EXERCISE: Quote the data exactly, first line to the line containing "<scroll-bars></scroll-bars>", with no pictures.

RECORDED INFORMATION:
******
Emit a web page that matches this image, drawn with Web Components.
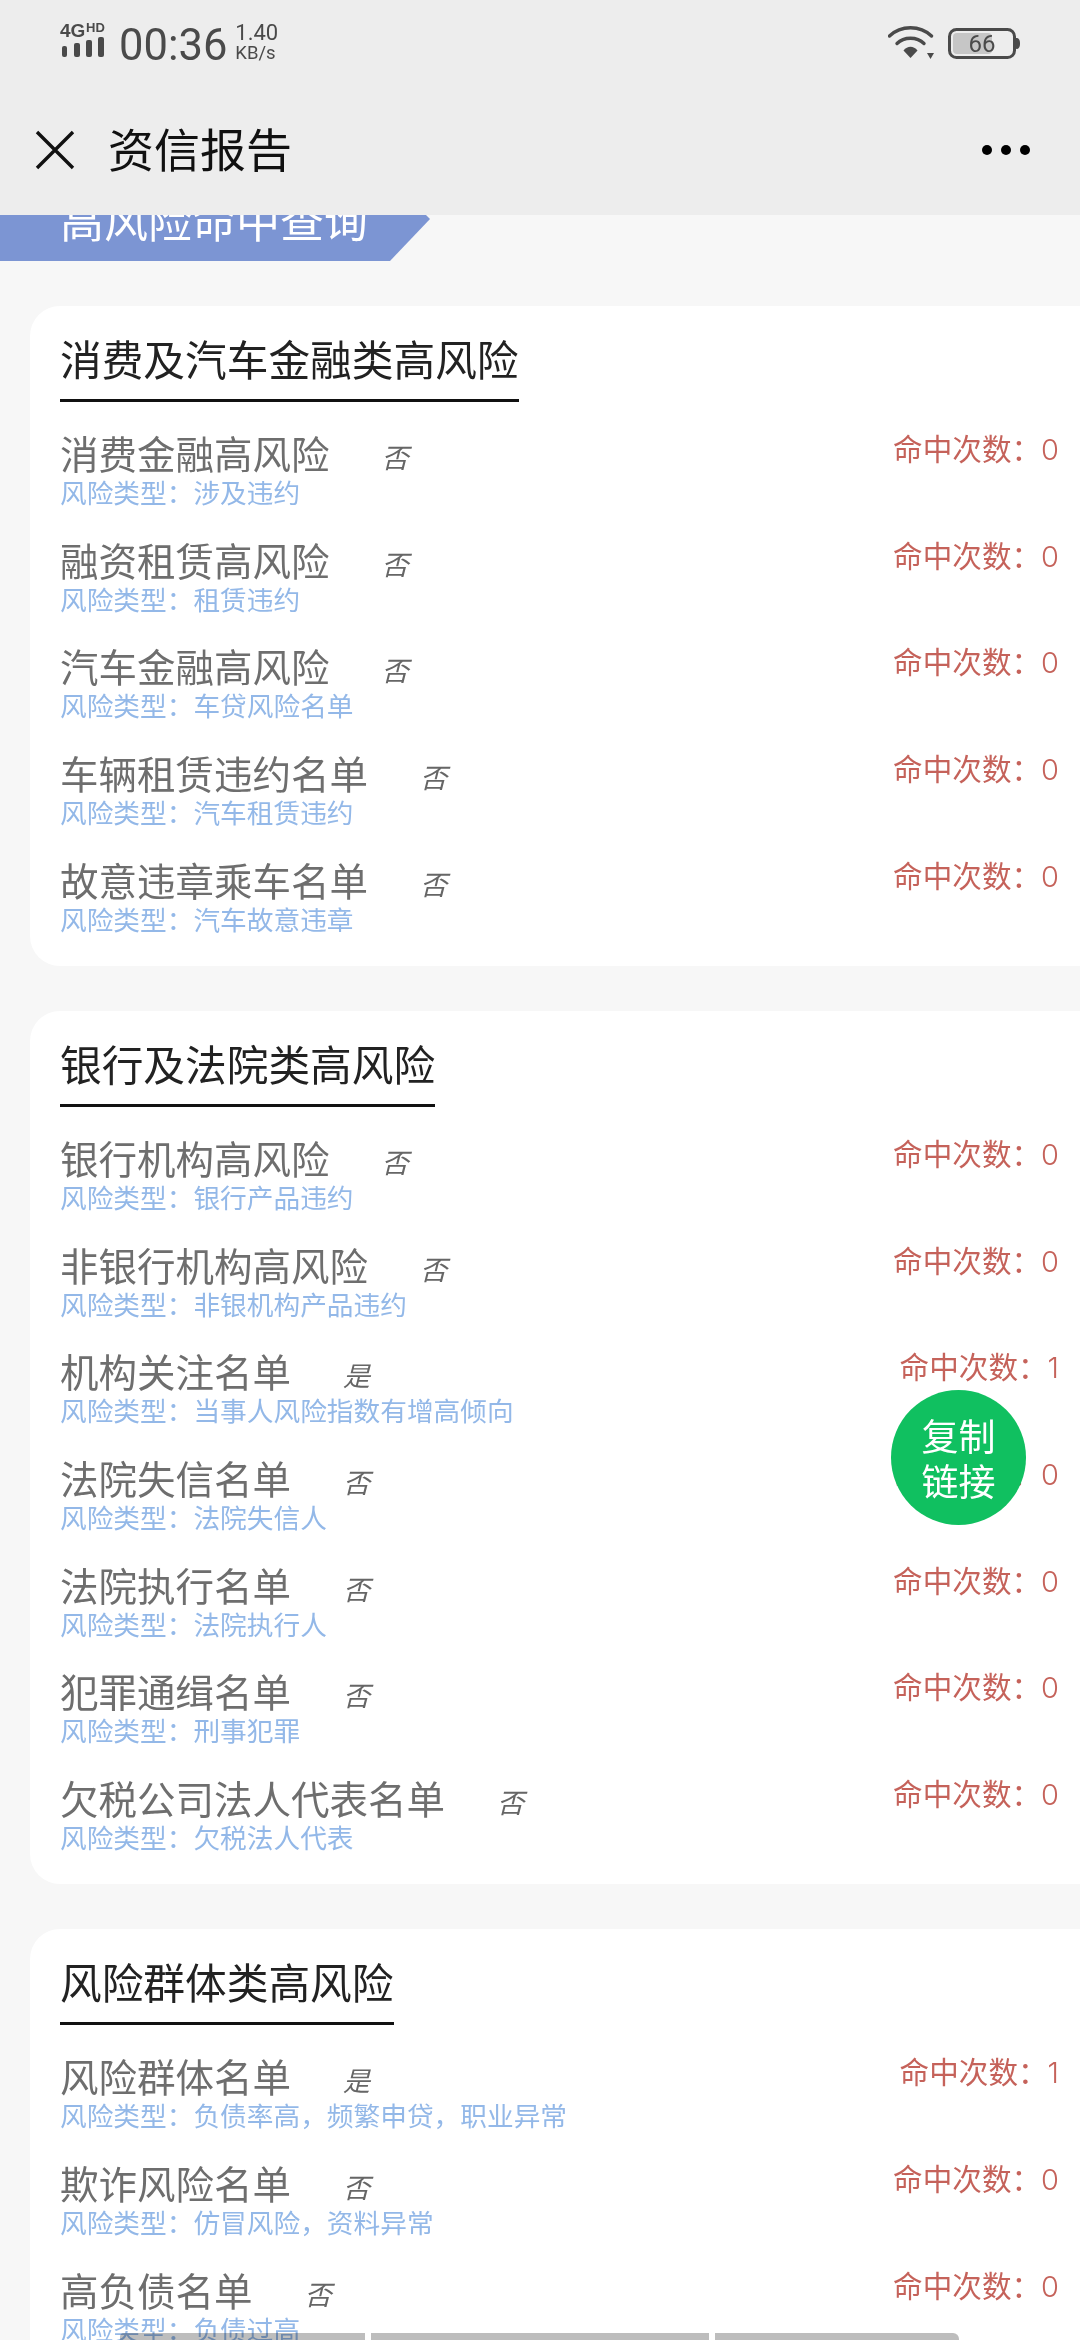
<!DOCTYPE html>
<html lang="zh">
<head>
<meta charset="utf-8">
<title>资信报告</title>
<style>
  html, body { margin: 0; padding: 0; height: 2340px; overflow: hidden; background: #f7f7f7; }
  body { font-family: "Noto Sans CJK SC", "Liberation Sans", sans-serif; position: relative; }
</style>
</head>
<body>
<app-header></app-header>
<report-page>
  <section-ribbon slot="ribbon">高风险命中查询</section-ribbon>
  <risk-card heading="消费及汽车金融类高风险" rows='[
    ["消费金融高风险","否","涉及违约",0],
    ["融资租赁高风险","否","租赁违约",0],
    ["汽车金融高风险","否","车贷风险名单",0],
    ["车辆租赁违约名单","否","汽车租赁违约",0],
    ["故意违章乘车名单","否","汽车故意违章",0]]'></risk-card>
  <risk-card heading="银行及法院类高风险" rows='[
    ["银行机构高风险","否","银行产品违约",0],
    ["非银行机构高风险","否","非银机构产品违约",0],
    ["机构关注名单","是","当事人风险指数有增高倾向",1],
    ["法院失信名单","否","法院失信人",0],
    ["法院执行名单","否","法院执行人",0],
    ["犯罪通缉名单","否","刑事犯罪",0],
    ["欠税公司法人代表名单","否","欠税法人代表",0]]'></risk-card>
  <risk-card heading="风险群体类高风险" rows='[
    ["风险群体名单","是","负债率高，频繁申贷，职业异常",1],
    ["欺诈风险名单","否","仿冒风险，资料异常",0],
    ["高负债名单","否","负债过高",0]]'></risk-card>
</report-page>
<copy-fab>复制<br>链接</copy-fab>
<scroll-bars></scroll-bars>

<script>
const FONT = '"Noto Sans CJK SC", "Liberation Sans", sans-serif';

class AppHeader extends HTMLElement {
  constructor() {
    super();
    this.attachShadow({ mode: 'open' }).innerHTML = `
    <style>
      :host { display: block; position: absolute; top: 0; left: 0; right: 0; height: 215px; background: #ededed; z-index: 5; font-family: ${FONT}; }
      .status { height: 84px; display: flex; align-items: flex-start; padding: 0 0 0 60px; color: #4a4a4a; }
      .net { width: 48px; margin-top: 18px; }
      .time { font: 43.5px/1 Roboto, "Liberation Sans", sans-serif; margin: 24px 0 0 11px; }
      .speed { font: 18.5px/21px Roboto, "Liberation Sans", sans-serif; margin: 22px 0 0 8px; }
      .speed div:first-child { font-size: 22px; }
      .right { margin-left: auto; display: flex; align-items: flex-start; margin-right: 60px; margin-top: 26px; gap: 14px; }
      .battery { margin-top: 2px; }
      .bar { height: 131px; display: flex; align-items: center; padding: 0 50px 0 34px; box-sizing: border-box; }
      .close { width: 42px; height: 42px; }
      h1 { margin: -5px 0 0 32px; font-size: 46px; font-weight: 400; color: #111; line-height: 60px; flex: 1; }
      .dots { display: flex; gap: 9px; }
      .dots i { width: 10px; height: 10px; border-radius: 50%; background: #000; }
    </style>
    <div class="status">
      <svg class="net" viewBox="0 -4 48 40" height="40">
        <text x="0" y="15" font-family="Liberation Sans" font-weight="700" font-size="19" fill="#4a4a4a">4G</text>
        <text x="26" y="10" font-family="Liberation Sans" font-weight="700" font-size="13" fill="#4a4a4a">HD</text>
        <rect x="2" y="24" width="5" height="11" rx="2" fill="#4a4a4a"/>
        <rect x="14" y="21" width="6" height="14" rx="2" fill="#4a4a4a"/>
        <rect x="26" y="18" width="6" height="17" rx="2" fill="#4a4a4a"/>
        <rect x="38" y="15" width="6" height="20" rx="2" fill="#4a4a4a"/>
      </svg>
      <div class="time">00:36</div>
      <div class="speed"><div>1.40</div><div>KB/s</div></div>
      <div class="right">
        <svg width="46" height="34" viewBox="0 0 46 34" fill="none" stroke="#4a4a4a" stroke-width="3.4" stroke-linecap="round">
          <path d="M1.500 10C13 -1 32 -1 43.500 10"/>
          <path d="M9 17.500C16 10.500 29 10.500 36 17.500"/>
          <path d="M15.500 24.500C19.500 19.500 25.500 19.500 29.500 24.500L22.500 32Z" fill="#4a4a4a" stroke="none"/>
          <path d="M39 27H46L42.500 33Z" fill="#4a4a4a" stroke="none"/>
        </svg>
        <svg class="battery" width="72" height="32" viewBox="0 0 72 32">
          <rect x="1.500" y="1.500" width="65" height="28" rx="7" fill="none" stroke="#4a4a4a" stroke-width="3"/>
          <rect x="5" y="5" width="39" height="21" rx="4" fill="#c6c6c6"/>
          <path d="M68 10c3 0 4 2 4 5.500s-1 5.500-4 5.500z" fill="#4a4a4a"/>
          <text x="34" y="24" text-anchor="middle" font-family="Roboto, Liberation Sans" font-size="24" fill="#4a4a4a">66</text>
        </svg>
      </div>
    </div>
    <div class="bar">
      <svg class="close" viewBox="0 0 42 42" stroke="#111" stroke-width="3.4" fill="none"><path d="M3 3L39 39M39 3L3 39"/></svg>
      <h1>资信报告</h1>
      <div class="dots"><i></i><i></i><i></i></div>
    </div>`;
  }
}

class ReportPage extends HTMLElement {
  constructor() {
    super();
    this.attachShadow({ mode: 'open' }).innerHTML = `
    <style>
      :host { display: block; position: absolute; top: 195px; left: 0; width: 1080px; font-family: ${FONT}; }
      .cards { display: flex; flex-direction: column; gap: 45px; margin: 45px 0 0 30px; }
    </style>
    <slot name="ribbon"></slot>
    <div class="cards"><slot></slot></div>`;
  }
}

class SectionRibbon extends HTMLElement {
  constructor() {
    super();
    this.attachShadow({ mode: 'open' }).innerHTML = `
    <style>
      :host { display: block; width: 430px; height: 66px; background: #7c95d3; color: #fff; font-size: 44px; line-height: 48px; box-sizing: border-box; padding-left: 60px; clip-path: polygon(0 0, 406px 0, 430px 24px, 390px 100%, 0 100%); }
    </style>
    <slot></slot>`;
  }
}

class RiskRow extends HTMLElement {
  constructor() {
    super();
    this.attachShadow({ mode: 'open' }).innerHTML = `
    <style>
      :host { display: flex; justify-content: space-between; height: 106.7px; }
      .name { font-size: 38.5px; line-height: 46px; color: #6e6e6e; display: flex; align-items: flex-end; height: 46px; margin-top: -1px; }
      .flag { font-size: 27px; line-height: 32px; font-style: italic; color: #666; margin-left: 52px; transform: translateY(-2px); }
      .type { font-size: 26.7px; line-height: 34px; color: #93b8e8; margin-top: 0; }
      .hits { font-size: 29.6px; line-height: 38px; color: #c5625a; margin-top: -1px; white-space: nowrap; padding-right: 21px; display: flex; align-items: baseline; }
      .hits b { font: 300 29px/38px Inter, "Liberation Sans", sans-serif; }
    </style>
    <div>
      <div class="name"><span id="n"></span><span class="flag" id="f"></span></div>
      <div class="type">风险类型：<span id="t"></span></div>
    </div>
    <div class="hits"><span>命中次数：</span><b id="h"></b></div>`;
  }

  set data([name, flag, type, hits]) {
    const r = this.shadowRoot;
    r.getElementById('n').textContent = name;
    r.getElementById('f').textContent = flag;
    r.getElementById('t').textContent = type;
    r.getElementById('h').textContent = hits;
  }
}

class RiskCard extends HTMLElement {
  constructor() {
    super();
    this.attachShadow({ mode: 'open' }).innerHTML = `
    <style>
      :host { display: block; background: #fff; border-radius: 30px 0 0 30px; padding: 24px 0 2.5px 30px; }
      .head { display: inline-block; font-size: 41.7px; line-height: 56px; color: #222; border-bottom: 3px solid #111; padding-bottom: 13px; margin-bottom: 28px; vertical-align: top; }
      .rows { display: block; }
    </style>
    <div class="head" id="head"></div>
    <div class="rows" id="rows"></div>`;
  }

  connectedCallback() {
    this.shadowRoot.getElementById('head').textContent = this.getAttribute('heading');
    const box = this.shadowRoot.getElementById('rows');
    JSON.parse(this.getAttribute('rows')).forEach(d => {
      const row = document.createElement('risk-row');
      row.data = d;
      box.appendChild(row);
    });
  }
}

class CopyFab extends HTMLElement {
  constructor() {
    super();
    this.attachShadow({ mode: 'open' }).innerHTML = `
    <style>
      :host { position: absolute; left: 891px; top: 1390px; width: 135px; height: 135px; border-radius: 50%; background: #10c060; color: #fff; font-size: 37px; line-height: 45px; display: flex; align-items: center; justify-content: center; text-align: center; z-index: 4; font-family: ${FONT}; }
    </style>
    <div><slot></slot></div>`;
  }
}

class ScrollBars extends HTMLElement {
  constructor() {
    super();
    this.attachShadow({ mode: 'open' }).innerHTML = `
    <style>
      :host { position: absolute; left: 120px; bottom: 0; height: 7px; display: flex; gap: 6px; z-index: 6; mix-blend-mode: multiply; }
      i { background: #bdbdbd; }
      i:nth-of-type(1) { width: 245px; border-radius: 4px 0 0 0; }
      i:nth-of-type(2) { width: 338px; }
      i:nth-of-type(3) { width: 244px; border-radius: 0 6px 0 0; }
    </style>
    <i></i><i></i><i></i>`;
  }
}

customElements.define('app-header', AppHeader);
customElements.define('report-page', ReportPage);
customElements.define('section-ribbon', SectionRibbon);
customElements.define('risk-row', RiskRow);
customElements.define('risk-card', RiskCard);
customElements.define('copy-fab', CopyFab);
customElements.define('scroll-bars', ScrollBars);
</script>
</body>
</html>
******
OUTPUT FOR THIS TASK:
Emit a web page that matches this image, drawn with Web Components.
<!DOCTYPE html>
<html lang="zh">
<head>
<meta charset="utf-8">
<title>资信报告</title>
<style>
  html, body { margin: 0; padding: 0; height: 2340px; overflow: hidden; background: #f7f7f7; }
  body { font-family: "Noto Sans CJK SC", "Liberation Sans", sans-serif; position: relative; }
</style>
</head>
<body>
<app-header></app-header>
<report-page>
  <section-ribbon slot="ribbon">高风险命中查询</section-ribbon>
  <risk-card heading="消费及汽车金融类高风险" rows='[
    ["消费金融高风险","否","涉及违约",0],
    ["融资租赁高风险","否","租赁违约",0],
    ["汽车金融高风险","否","车贷风险名单",0],
    ["车辆租赁违约名单","否","汽车租赁违约",0],
    ["故意违章乘车名单","否","汽车故意违章",0]]'></risk-card>
  <risk-card heading="银行及法院类高风险" rows='[
    ["银行机构高风险","否","银行产品违约",0],
    ["非银行机构高风险","否","非银机构产品违约",0],
    ["机构关注名单","是","当事人风险指数有增高倾向",1],
    ["法院失信名单","否","法院失信人",0],
    ["法院执行名单","否","法院执行人",0],
    ["犯罪通缉名单","否","刑事犯罪",0],
    ["欠税公司法人代表名单","否","欠税法人代表",0]]'></risk-card>
  <risk-card heading="风险群体类高风险" rows='[
    ["风险群体名单","是","负债率高，频繁申贷，职业异常",1],
    ["欺诈风险名单","否","仿冒风险，资料异常",0],
    ["高负债名单","否","负债过高",0]]'></risk-card>
</report-page>
<copy-fab>复制<br>链接</copy-fab>
<scroll-bars></scroll-bars>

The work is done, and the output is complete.